Massacre of civilians at Sant'Anna di Stazzema

The SS soldiers broke into houses, schools and churches, shooting their victims with machine guns, throwing hand grenades into houses and setting fire to buildings and churches. They even continued to shoot into the growing mountain of corpses. The few who survived only escaped death because they were covered by the corpses of their relatives and neighbors, or were able to hide.

A few weeks earlier, on August 12, 1944, the same SS unit, as well as Wehrmacht (regular army) soldiers, had taken part in the massacre of Sant’Anna di Stazzema, which claimed 560 victims within just a few hours.

The description of these events provided by military historian Gerhard Schreiber in his book German War Crimes in Italy—Culprits, Victims, Prosecution indicates the cruelty and brutality of the actions of the Wehrmacht and SS troops:
“Wehrmacht and SS troops, as well as Italian SS men, moved on Sant’Anna in four directions of attack, carrying out several massacres on the way.

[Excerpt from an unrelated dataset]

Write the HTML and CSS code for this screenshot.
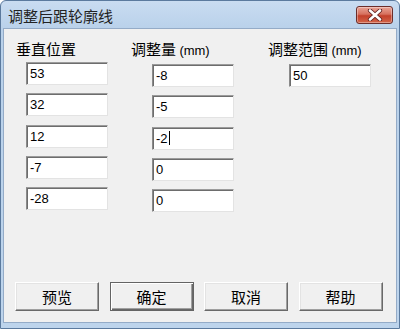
FILE: index.html
```html
<!DOCTYPE html>
<html lang="zh-CN">
<head>
<meta charset="utf-8">
<title>调整后跟轮廓线</title>
<link rel="stylesheet" href="styles.css">
</head>
<body>
<div class="window">
  <div class="titlebar">
    <span class="title">调整后跟轮廓线</span>
    <button class="close" aria-label="关闭">
      <svg width="16" height="12" viewBox="0 0 16 12">
        <path d="M3 1.5 L13 10.5 M13 1.5 L3 10.5" stroke="#5a1e1e" stroke-width="4.2" stroke-linecap="round" fill="none"/>
        <path d="M3 1.5 L13 10.5 M13 1.5 L3 10.5" stroke="#ffffff" stroke-width="2.6" stroke-linecap="round" fill="none"/>
      </svg>
    </button>
  </div>
  <div class="client">
    <div class="fields">
      <div class="col col1">
        <div class="label">垂直位置</div>
        <div class="inputs">
          <div class="edit">53</div>
          <div class="edit">32</div>
          <div class="edit">12</div>
          <div class="edit">-7</div>
          <div class="edit">-28</div>
        </div>
      </div>
      <div class="col col2">
        <div class="label">调整量 <span class="unit">(mm)</span></div>
        <div class="inputs">
          <div class="edit">-8</div>
          <div class="edit">-5</div>
          <div class="edit">-2<span class="caret"></span></div>
          <div class="edit">0</div>
          <div class="edit">0</div>
        </div>
      </div>
      <div class="col col3">
        <div class="label">调整范围 <span class="unit">(mm)</span></div>
        <div class="inputs">
          <div class="edit">50</div>
        </div>
      </div>
    </div>
    <div class="buttons">
      <button class="btn">预览</button>
      <button class="btn default">确定</button>
      <button class="btn">取消</button>
      <button class="btn">帮助</button>
    </div>
  </div>
</div>
</body>
</html>
```

FILE: styles.css
```css
html, body {
  margin: 0;
  padding: 0;
}
body {
  width: 400px;
  height: 329px;
  overflow: hidden;
  font-family: "Noto Sans CJK SC", "Liberation Sans", sans-serif;
  color: #000;
}
.window {
  box-sizing: border-box;
  width: 400px;
  height: 329px;
  display: flex;
  flex-direction: column;
  background: linear-gradient(#c9dcf1 0px, #b9d1ea 28px, #bdd4ec 100%);
  border: 1px solid #5b7a9e;
  border-radius: 6px 6px 0 0;
  padding: 0 2px 5px 2px;
}
.titlebar {
  height: 27px;
  display: flex;
  align-items: flex-start;
  justify-content: space-between;
  flex-shrink: 0;
}
.title {
  font-size: 15px;
  line-height: 18px;
  margin-top: 6px;
  margin-left: 5px;
  color: #222;
}
.close {
  margin-top: 5px;
  margin-right: 4px;
  width: 37px;
  height: 18px;
  padding: 0;
  border: 1px solid #6b2d2a;
  border-radius: 3px;
  background: linear-gradient(#e8a496 0%, #d6705e 45%, #c3402b 55%, #d2654a 100%);
  display: flex;
  align-items: center;
  justify-content: center;
  box-shadow: inset 0 0 0 1px rgba(255,255,255,0.35);
}
.client {
  flex: 1;
  background: #f0f0f0;
  border: 1px solid #94abc7;
  display: flex;
  flex-direction: column;
  padding: 11px 0 11px 0;
}
.fields {
  display: flex;
  padding-left: 12px;
}
.col1 { width: 115px; }
.col2 { width: 137px; }
.col3 { flex: 1; }
.label {
  font-size: 15px;
  line-height: 18px;
  white-space: nowrap;
}
.unit {
  font-family: "Liberation Sans", sans-serif;
  font-size: 13px;
}
.inputs {
  margin-top: 4px;
  display: flex;
  flex-direction: column;
  gap: 8.25px;
}
.col1 .inputs { margin-left: 10px; }
.col2 .inputs { margin-left: 21px; }
.col3 .inputs { margin-left: 21px; }
.edit {
  box-sizing: border-box;
  width: 82px;
  height: 23px;
  background: #fff;
  border-style: solid;
  border-width: 1px;
  border-color: #9b9b9b #e3e3e3 #e3e3e3 #8a8a8a;
  box-shadow: inset 1px 1px 0 #6d6d6d;
  font-family: "Liberation Sans", sans-serif;
  font-size: 13px;
  line-height: 21px;
  padding-left: 3px;
  display: flex;
  align-items: center;
}
.caret {
  display: inline-block;
  width: 1px;
  height: 14px;
  background: #000;
  margin-left: 1px;
}
.buttons {
  margin-top: auto;
  display: flex;
  gap: 10.5px;
  padding-left: 11px;
}
.btn {
  box-sizing: border-box;
  width: 84px;
  height: 29px;
  padding: 0;
  background: #f0f0f0;
  font-family: "Noto Sans CJK SC", sans-serif;
  font-size: 15px;
  color: #000;
  border-style: solid;
  border-width: 1px;
  border-color: #ffffff #696969 #696969 #ffffff;
  box-shadow: inset -1px -1px 0 #a0a0a0, inset 1px 1px 0 #e3e3e3;
}
.btn.default {
  border-color: #646464;
  box-shadow: inset 1px 1px 0 #ffffff, inset -1px -1px 0 #696969, inset -2px -2px 0 #a0a0a0;
}
```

In Vaccareccia, 70 people were locked in a stable and then murdered by soldiers with hand grenades and submachine guns, finally using a flame thrower. The entire village was reduced to ashes. The same happened in Franchi and Pero. Those unable to flee in time were pitilessly annihilated.”

“In Sant’Anna itself, Himmler’s armored infantry rounded up the inhabitants and those that had fled there in the square before the church, which was enclosed by a wall.”

Schreiber then describes what followed, “Since there was only one entrance to the square, the people were in a perfect trap. The murderers now began their work; afterwards, the mortal remains of 132 men, women, children and infants formed a mountain of corpses. Then the flame throwers were deployed, which is why so many of the dead could never be identified. As the troops finally left, moving down the valley to Valdicastello, the SS men, who then killed 14 in Mulino Rosso and six in Capezzano di Pietrasanta, left some 560 bodies behind. The authorities were only able to establish the identities of 390 of the dead, including 75 children aged 10 years or less. The youngest victim was aged three months, the oldest 86 years.”